Description of the task:
Starting from the top of the material, restate each line exactly until the line that contains "rounded-[3px] border px-2", which is also copied. Pictures are excluded.

"""

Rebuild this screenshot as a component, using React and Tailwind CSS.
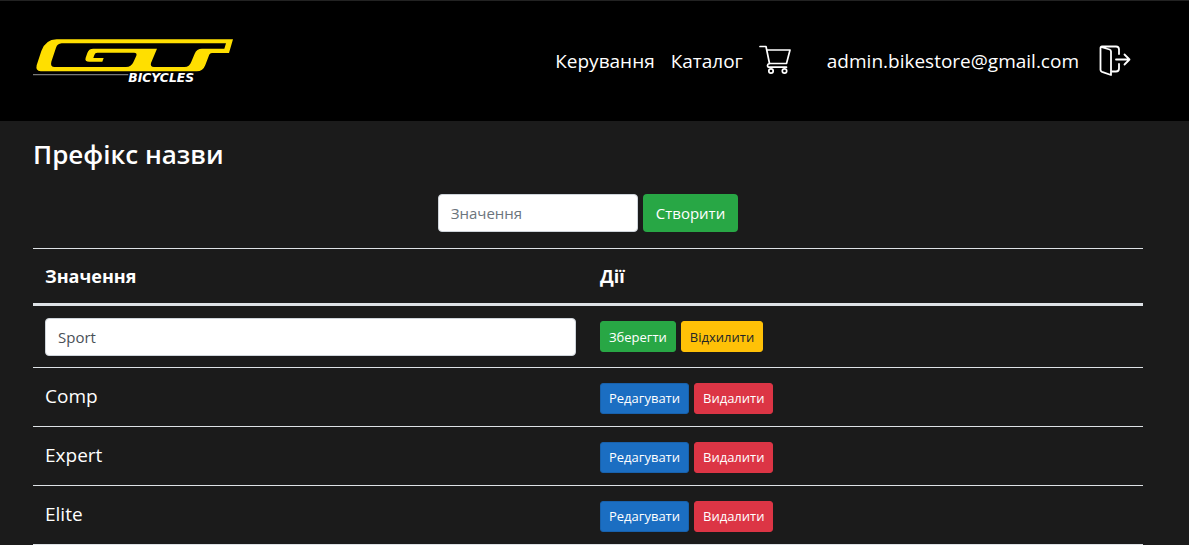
import React from "react";

const rows = ["Comp", "Expert", "Elite"];

const small = "h-[31px] rounded-[3px] border px-2 text-[13px] leading-5";

function Logo() {
  return (
    <svg viewBox="39 39 600 150" className="h-[50px] w-[200px] overflow-visible" role="img" aria-label="GT Bicycles">
      <path
        fillRule="evenodd"
        fill="#ffdf00"
        d="M110 43H639L627 84H576Q569 84 566 94L556 120Q549 139 530 139H62Q46 138 50 121L64 78Q76 44 110 43ZM125 55Q112 56 108 68L94 110Q90 126 104 126H318Q334 126 340 112L349 92Q352 83 342 83H232Q225 83 223 90L220 99H251L247 110H208Q193 110 197 98L202 84Q206 71 220 71H411L393 114Q390 126 402 126H494Q508 126 514 110L524 86Q530 71 546 71H613L618 55Z"
      />
      <path d="M39 149H325" stroke="#777" strokeWidth="4" />
      <text x="325" y="171" fill="#fff" fontSize="37" fontWeight="700" fontStyle="italic" fontFamily="DejaVu Sans, sans-serif">
        BICYCLES
      </text>
    </svg>
  );
}

function CartIcon() {
  return (
    <svg viewBox="0 0 32 32" className="size-8" fill="none" stroke="#fff" strokeWidth="1.7" strokeLinecap="round" strokeLinejoin="round">
      <path d="M1 1.5H7L10.5 18.5H27.5L31 5H8" />
      <path d="M10.5 18.5Q8.500 19 8.500 20.500Q8.500 22.200 10.500 22.200H27.500" />
      <circle cx="12" cy="26" r="2.200" />
      <circle cx="25.500" cy="26" r="2.200" />
    </svg>
  );
}

function ExitIcon() {
  return (
    <svg viewBox="0 0 32 32" className="block size-8" fill="none" stroke="#fff" strokeWidth="1.8" strokeLinecap="round" strokeLinejoin="round">
      <path d="M2 2L10.500 4.500Q12 5 12 6.500V30L3 26.800Q1.500 26.200 1.500 25V3Q1.500 1.500 3 1.500H17Q20 1.500 20 4.500V9" />
      <path d="M20 19V23.500Q20 26.500 17 26.500H13M17 14.500H30.500M25.500 9.500L30.500 14.500L25.500 19.500" />
    </svg>
  );
}

export default function App() {
  return (
    <div className="min-h-screen bg-[#1b1b1b] font-['Open_Sans','Noto_Sans',sans-serif] text-white">
      <header className="flex h-[121px] items-center justify-between border-t border-[#222] bg-black pr-[58px] pl-[33px]">
        <a href="#" className="pt-1">
          <Logo />
        </a>
        <nav className="flex items-center text-[19px]">
          <a href="#" className="mr-4">Керування</a>
          <a href="#" className="mr-4">Каталог</a>
          <a href="#" aria-label="Кошик" className="mr-9"><CartIcon /></a>
          <a href="#" className="mr-5">admin.bikestore@gmail.com</a>
          <button type="button" aria-label="Вийти"><ExitIcon /></button>
        </nav>
      </header>
      <main className="pr-[46px] pl-[33px]">
        <h1 className="pt-[15px] text-[26px] leading-9 font-semibold">Префікс назви</h1>
        <form className="mt-[22px] mb-4 flex justify-center gap-[5px]">
          <input
            aria-label="Значення"
            placeholder="Значення"
            className="h-[38px] w-[200px] rounded border border-[#ced4da] bg-white px-3 text-[15px] text-[#495057] placeholder:text-[#6c757d]"
          />
          <button type="button" className="h-[38px] rounded bg-[#28a745] px-[13px] text-[15px]">Створити</button>
        </form>
        <table className="w-full table-fixed border-b border-[#dee2e6] text-left text-[19px]">
          <thead>
            <tr className="h-14 border-t border-b-3 border-[#dee2e6] text-lg">
              <th className="px-3 font-bold">Значення</th>
              <th className="px-3 font-bold">Дії</th>
            </tr>
          </thead>
          <tbody>
            <tr className="h-[63px]">
              <td className="px-3">
                <input
                  aria-label="Значення префікса"
                  defaultValue="Sport"
                  className="block h-[38px] w-full rounded border border-[#ced4da] bg-white px-3 text-[15px] text-[#495057]"
                />
              </td>
              <td className="px-3">
                <div className="flex gap-[5px]">
                  <button type="button" className={small + " border-[#28a745] bg-[#28a745]"}>Зберегти</button>
                  <button type="button" className={small + " border-[#ffc107] bg-[#ffc107] text-[#212529]"}>Відхилити</button>
                </div>
              </td>
            </tr>
            {rows.map((name) => (
              <tr key={name} className="h-[59px] border-t border-[#dee2e6]">
                <td className="px-3 pb-0.5">{name}</td>
                <td className="px-3 pt-0.5">
                  <div className="flex gap-[5px]">
                    <button type="button" className={small + " border-[#1861ac] bg-[#1b6ec2]"}>Редагувати</button>
                    <button type="button" className={small + " border-[#dc3545] bg-[#dc3545]"}>Видалити</button>
                  </div>
                </td>
              </tr>
            ))}
          </tbody>
        </table>
      </main>
    </div>
  );
}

"""

Response for this exercise:
Rebuild this screenshot as a component, using React and Tailwind CSS.
import React from "react";

const rows = ["Comp", "Expert", "Elite"];

const small = "h-[31px] rounded-[3px] border px-2 text-[13px] leading-5";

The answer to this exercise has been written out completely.